What needs clearing?
What needs plowing/reshaping?
What will fertilize growth?
What shall I plant?
What shall I prune and/or leave for others?
For the Tarot, the cards are:
CLEARING: XV The Devil
PLOWING: V Pentacles
FERTILIZER: King of Pentacles
PLANT: Queen of Swords
PRUNE: Page of Cups
The first card, Clearing, is pretty clear: for properly tending your Spiritual Garden, clear out all those small and large things that bedevil you, and the bad habits that keep you from moving forward to your highest and best.
The second card, Plowing/Reshaping, is all about finding your balance in what may feel like spiritual quicksand. As you review the last part of your life, see where you stumbled and gently pry up the memory; what was underneath that you failed to see? How can you take that knowledge and make it something worth keeping?
The third card, Fertilizing, says “spend wisely” — and in this case spend wisely is put your time, energy, abilities and materials into what will enrich your spiritual life. Budget, if you will, so that you get the most return for what you “plant.”
The fourth card, Planting, speaks of using both head and heart to walk the spiritual path; cut through fluff and look at all the things you have wanted to do spiritually and choose only a few that will really nourish your growth.
The fifth, Pruning, is the eternal hope of the novice; you are no longer in the novitiate, but can leave that bright and shiny emotional toybox to the “rookies” who will follow you. It’s also giving away the idea that you have to have friends on the same path; the true Seeker knows that if they need to seek alone, they will do so. Leave the “herd mentality” for those who do not yet know how to walk a solitary path.
All right. Let’s say you don’t have (or don’t use) a Tarot deck, but one of the Oracle decks instead. Let’s use the Whispers of Lord Ganesha deck by Angela Hartfield:
CLEARING: Blessings
PLOWING: Positive Outlook
FERTILIZER: Courage
PLANT: Openness
PRUNE: Listen
Clearing out Blessings? Really? Yes, that can be the case if what you considered blessings before are no longer of use as your life moves forward. For instance, it may have been wonderful to have a job working for someone else, but if you want to be an entrepreneur? Thank it, but leave it behind.
Plowing, or preparing the ground for growth, is asking you to have a Positive Outlook: trust that leaving old blessings behind will not leave you barren. In a physical garden, when you stop planting carrots because you need zucchini, you trust that the ground will welcome the new growth patterns. Do the same here: start looking forward and imagining what new positivity may be coming into your life.
Fertilizer and Courage? Makes perfect sense. When we walk into the unknown, we can’t look backwards at what used to be safe, but must square our shoulders and welcome the changes. It is all about being willing to literally “rebirth” yourself.
Planting and Openness? In this case, it means to be open to planting new ideas, new connections, new possibilities, new creativity. Whatever worked for you before — well, that was before.
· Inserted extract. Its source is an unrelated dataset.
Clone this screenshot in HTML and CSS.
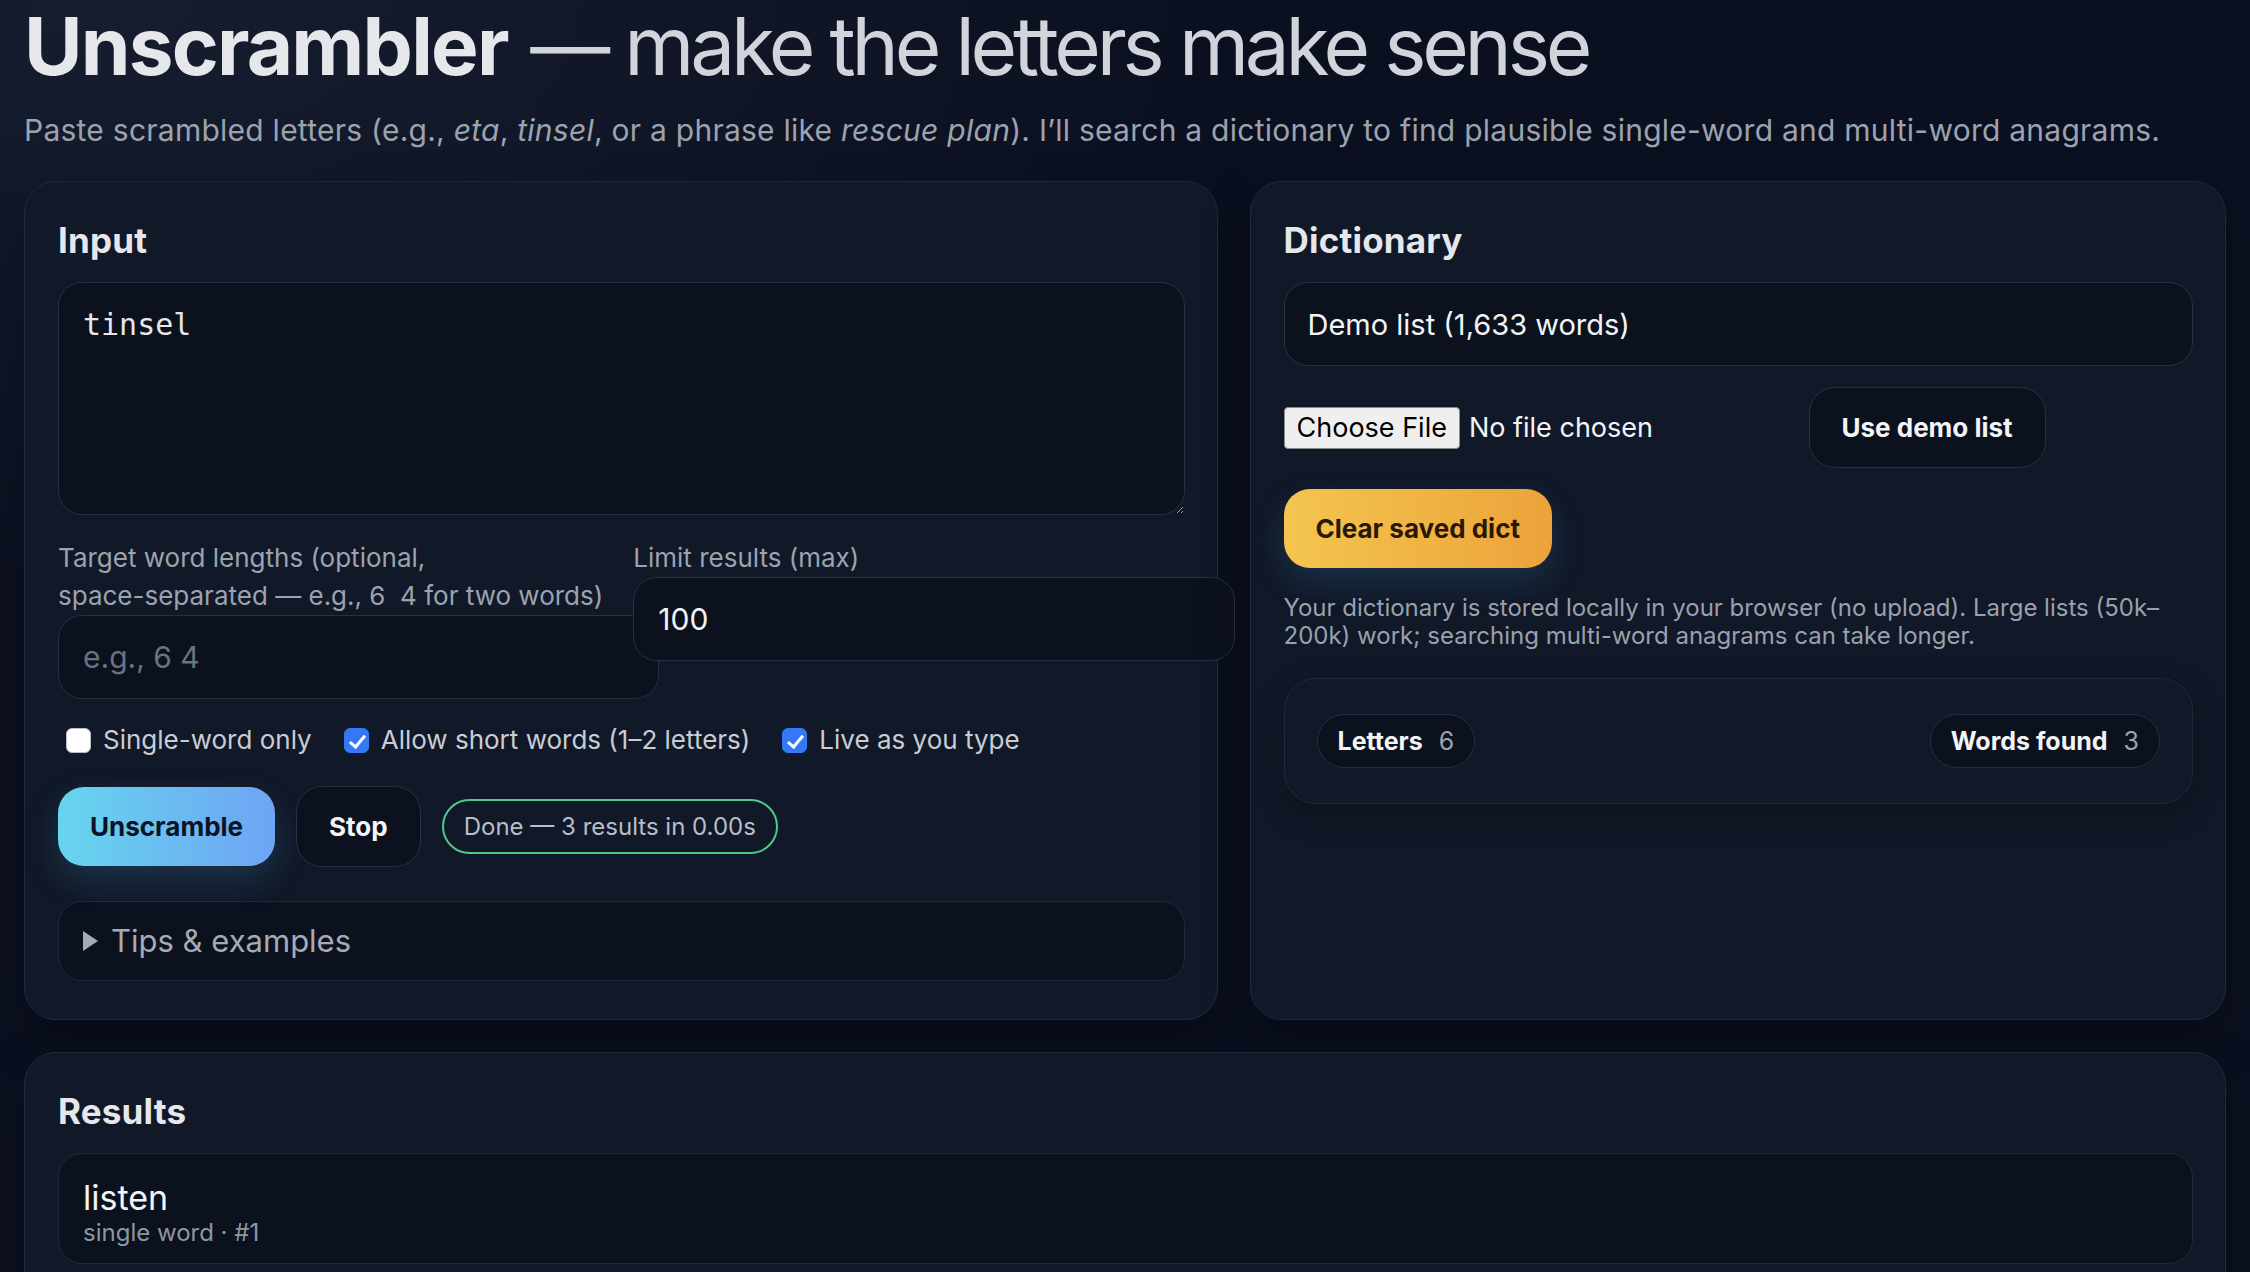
FILE: index.html
```html
<!DOCTYPE html>
<html lang="en">
<head>
    <meta charset="UTF-8">
    <meta name="viewport" content="width=device-width, initial-scale=1.0">
    <title>Unscrambler</title>
    <link rel="stylesheet" href="styles.css">
</head>
<body>
    <div class="page">
        <header class="header">
            <h1><strong>Unscrambler</strong> <span>— make the letters make sense</span></h1>
            <p class="lead">Paste scrambled letters (e.g., <em>eta</em>, <em>tinsel</em>, or a phrase like <em>rescue plan</em>). I’ll search a dictionary to find plausible single-word and multi-word anagrams.</p>
        </header>

        <main class="grid">
            <section class="card">
                <h2>Input</h2>
                <textarea class="letters" spellcheck="false">tinsel</textarea>

                <div class="fields">
                    <label class="field">Target word lengths (optional, <span class="nowrap">space-separated</span> — e.g., 6&nbsp; 4 for two words)
                        <input type="text" placeholder="e.g., 6 4">
                    </label>
                    <label class="field">Limit results (max)
                        <input type="text" value="100">
                    </label>
                </div>

                <div class="checks">
                    <label class="check"><input type="checkbox"> Single-word only</label>
                    <label class="check"><input type="checkbox" checked> Allow short words (1–2 letters)</label>
                    <label class="check"><input type="checkbox" checked> Live as you type</label>
                </div>

                <div class="actions">
                    <button class="btn btn-primary">Unscramble</button>
                    <button class="btn btn-ghost">Stop</button>
                    <span class="status">Done — 3 results in 0.00s</span>
                </div>

                <details class="tips">
                    <summary>Tips &amp; examples</summary>
                    <p>Try a phrase like “rescue plan” and set target lengths to find two-word anagrams.</p>
                </details>
            </section>

            <section class="card">
                <h2>Dictionary</h2>
                <select class="dict-select">
                    <option>Demo list (1,633 words)</option>
                </select>

                <div class="dict-row">
                    <label class="file">
                        <span class="file-btn">Choose File</span>
                        <span class="file-name">No file chosen</span>
                    </label>
                    <button class="btn btn-ghost">Use demo list</button>
                    <button class="btn btn-warn">Clear saved dict</button>
                </div>

                <p class="note">Your dictionary is stored locally in your browser (no upload). Large lists (50k–200k) work; searching multi-word anagrams can take longer.</p>

                <div class="stats">
                    <span class="pill"><b>Letters</b> <span>6</span></span>
                    <span class="pill"><b>Words found</b> <span>3</span></span>
                </div>
            </section>

            <section class="card results">
                <h2>Results</h2>
                <div class="result-list">
                    <div class="result">
                        <div class="word">listen</div>
                        <div class="meta">single word · #1</div>
                    </div>
                    <div class="result">
                        <div class="word">silent</div>
                        <div class="meta">single word · #2</div>
                    </div>
                    <div class="result">
                        <div class="word">enlist</div>
                        <div class="meta">single word · #3</div>
                    </div>
                </div>
            </section>
        </main>
    </div>
</body>
</html>
```

FILE: styles.css
```css
:root {
    --bg: #0a0f1e;
    --card: #111827;
    --line: #212938;
    --field: #0c111e;
    --text: #e5e7eb;
    --muted: #9ca3af;
}

body {
    margin: 0;
    min-height: 100vh;
    background: radial-gradient(1500px 800px at 5% 0%, #161d2e 0%, #0b1020 75%) var(--bg);
    color: var(--text);
    font-family: Inter, "Noto Sans", "Liberation Sans", sans-serif;
}

.page {
    padding: 6px 24px 24px;
}

.header h1 {
    margin: 0;
    font-size: 80px;
    line-height: 80px;
    font-weight: 400;
    color: #d1d5db;
}

.header h1 strong {
    font-weight: 700;
    letter-spacing: -1.8px;
    color: #e5e7eb;
}

.header h1 span {
    letter-spacing: -4.2px;
}

.lead {
    margin: 23px 0 0;
    font-size: 30px;
    line-height: 42px;
    letter-spacing: 0.25px;
    color: var(--muted);
}

.nowrap {
    white-space: nowrap;
}

.grid {
    display: grid;
    grid-template-columns: 11fr 9fr;
    gap: 32px;
    margin-top: 30px;
}

.card {
    min-width: 0;
    background: var(--card);
    border: 1px solid var(--line);
    border-radius: 32px;
    padding: 38px 32px 38px 33px;
    box-shadow: 0 20px 50px rgba(0, 0, 0, 0.25);
}

.card h2 {
    margin: 0 0 21px;
    font-size: 35px;
    line-height: 41px;
    font-weight: 700;
    letter-spacing: 0.2px;
    color: #e5e7eb;
}

.results {
    grid-column: 1 / -1;
}

/* input card */
.letters {
    display: block;
    width: 100%;
    height: 233px;
    box-sizing: border-box;
    margin: 0;
    padding: 24px;
    background: var(--field);
    border: 1px solid #283041;
    border-radius: 24px;
    color: #e5e7eb;
    font: 30px/36px "DejaVu Sans Mono", monospace;
    resize: vertical;
    outline: none;
}

.fields {
    display: grid;
    grid-template-columns: 1fr 1fr;
    gap: 24px;
    margin-top: 24px;
    align-items: start;
}

.field {
    display: block;
    min-width: 0;
    font-size: 26px;
    line-height: 38px;
    color: var(--muted);
}

.field input {
    display: block;
    width: 100%;
    height: 34px;
    margin: 0;
    padding: 24px;
    background: var(--field);
    border: 1px solid #283041;
    border-radius: 24px;
    color: #f3f4f6;
    font: 30px Inter, sans-serif;
    outline: none;
}

.field input::placeholder {
    color: #6b7280;
}

.checks {
    display: flex;
    gap: 24px;
    margin-top: 24px;
    font-size: 26px;
    line-height: 34px;
    color: #c8cdd5;
}

.check {
    display: inline-flex;
    align-items: center;
    gap: 12px;
}

.check input {
    appearance: none;
    position: relative;
    width: 25px;
    height: 25px;
    margin: 0 0 0 8px;
    background: #fff;
    border: 1px solid #b9bdc4;
    border-radius: 6px;
}

.check input:checked {
    background: #3478f6;
    border-color: #3478f6;
}

.check input:checked::after {
    content: "";
    position: absolute;
    left: 8px;
    top: 3px;
    width: 6px;
    height: 13px;
    border: solid #fff;
    border-width: 0 3px 3px 0;
    transform: rotate(40deg);
}

.actions {
    display: flex;
    align-items: center;
    gap: 21px;
    margin-top: 29px;
}

.btn {
    margin: 0;
    padding: 22px 32px;
    border: 0;
    border-radius: 26px;
    font: 700 26px/35px Inter, sans-serif;
    cursor: pointer;
}

.btn-primary {
    background: linear-gradient(90deg, #67d5ee, #6ea4f4);
    color: #0b1324;
    box-shadow: 0 14px 34px rgba(70, 160, 220, 0.2);
}

.btn-ghost {
    background: var(--field);
    border: 1px solid #283041;
    color: #f3f4f6;
}

.btn-warn {
    background: linear-gradient(90deg, #f4c54f, #eca33a);
    color: #2a1804;
    box-shadow: 0 14px 34px rgba(70, 160, 220, 0.18);
}

.status {
    padding: 11px 20px;
    border: 2px solid #4fc98b;
    border-radius: 999px;
    font-size: 24px;
    line-height: 29px;
    color: #b8bec9;
}

.tips {
    margin-top: 34px;
    padding: 20px 24px;
    background: var(--field);
    border: 1px solid var(--line);
    border-radius: 24px;
    color: #a5abb6;
}

.tips summary {
    display: flex;
    align-items: center;
    gap: 13px;
    list-style: none;
    font-size: 31px;
    line-height: 38px;
    cursor: pointer;
}

.tips summary::-webkit-details-marker {
    display: none;
}

.tips summary::before {
    content: "";
    border-left: 15px solid currentColor;
    border-top: 10px solid transparent;
    border-bottom: 10px solid transparent;
}

.tips p {
    margin: 16px 0 0;
    font-size: 26px;
}

/* dictionary card */
.dict-select {
    display: block;
    width: 100%;
    height: 84px;
    box-sizing: border-box;
    margin: 0;
    padding: 0 23px;
    appearance: none;
    background: var(--field);
    border: 1px solid #283041;
    border-radius: 24px;
    color: #f3f4f6;
    font: 29px Inter, sans-serif;
    outline: none;
}

.dict-row {
    display: flex;
    flex-wrap: wrap;
    align-items: center;
    gap: 21px;
    margin-top: 21px;
}

.file {
    display: inline-flex;
    align-items: center;
    gap: 9px;
    width: 504px;
    font-size: 27px;
    color: #f3f4f6;
}

.file-btn {
    padding: 0 12px;
    line-height: 40px;
    background: #efefef;
    border: 1px solid #8c8c8c;
    border-radius: 4px;
    color: #000;
}

.note {
    margin: 26px 0 0;
    font-size: 24px;
    line-height: 28px;
    color: #9aa1ad;
}

.stats {
    display: flex;
    justify-content: space-between;
    align-items: center;
    margin-top: 28px;
    padding: 35px 32px;
    background: var(--card);
    border: 1px solid var(--line);
    border-radius: 32px;
    box-shadow: 0 10px 30px rgba(0, 0, 0, 0.25);
}

.pill {
    display: inline-flex;
    align-items: center;
    gap: 16px;
    height: 54px;
    box-sizing: border-box;
    padding: 0 20px;
    background: var(--field);
    border: 1px solid #262e3d;
    border-radius: 999px;
    font-size: 25px;
}

.pill b {
    color: #f3f4f6;
}

.pill span {
    color: var(--muted);
}

/* results */
.result-list {
    display: flex;
    flex-direction: column;
    gap: 16px;
}

.result {
    padding: 23px 24px 16px;
    background: var(--field);
    border: 1px solid var(--line);
    border-radius: 24px;
}

.result .word {
    font-size: 34px;
    line-height: 41px;
    color: #f3f4f6;
}

.result .meta {
    font-size: 24px;
    line-height: 29px;
    color: #8e96a3;
}
```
What new energy can you plant as you welcome this spiritual spring of your life?
Pruning, remember, is not only cutting away, but leaving things for others you no longer need. The Sustenance card here means to trust that you will be sustained and there will be enough in your life, rather than hoard what you have or what you know from before. Do not refuse to create, experience or grow based on what fed you before. Instead, be generous in giving past “sustenance creators” to those who come behind you.
So there you have it — an easy way to make sure your spiritual garden is ready for the warm winds and sunshine of the spring to come. Happy gardening!